Whoa. Steve, what a powerful start! You are such a good writer.
If the point of this was to make me feel guilty about my self-righteous attitude you’ve succeeded.
This is a nice post with an unexpected twist.
Will I ever be able to be the person who doesn’t say anything negative about anyone? I have known a few of those people, and they impress me so much. When will God get me to the point where I am instantaneously filled with compassion for a troubled soul instead of judgment?
I would love to, just once, get a glimpse of what the spirits see when they look into our world. I would imagine that the playing field is a lot more equal than it is with our eyes. I’m sure they don’t see the levels of wealth, power, or influence as they see a more black and white version of cleansed and uncleansed. What would it be like to see everyone I meet in that way and to have as much compassion for the cleansed as the uncleansed?

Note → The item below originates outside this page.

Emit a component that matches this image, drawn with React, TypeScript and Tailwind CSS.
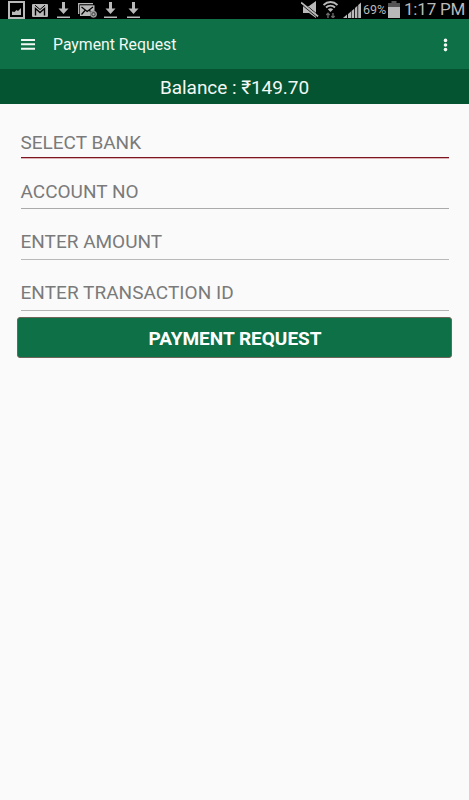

Yeah, Tammy Faye brings up a hard question. How do we both tell the truth and be kind, when people’s behavior is public and destructive? In the case of Jim and Tammy Faye, I believe that they were basically crooks who took tons of money and did very little with it except line their pockets and keep their tv show going. At one point their annual budget was roughly the same size as the Baptist State Convention of Texas. For that money you got a show, and amusement part, and a home for unwed mothers with one girl living there.
On the other hand, personal attacks or making fun of her appearance seems to slide into an area that we have no business going. So yes, God bless Tammy Faye, and thank God for the grace that will not count her sins against her and not count mine against me.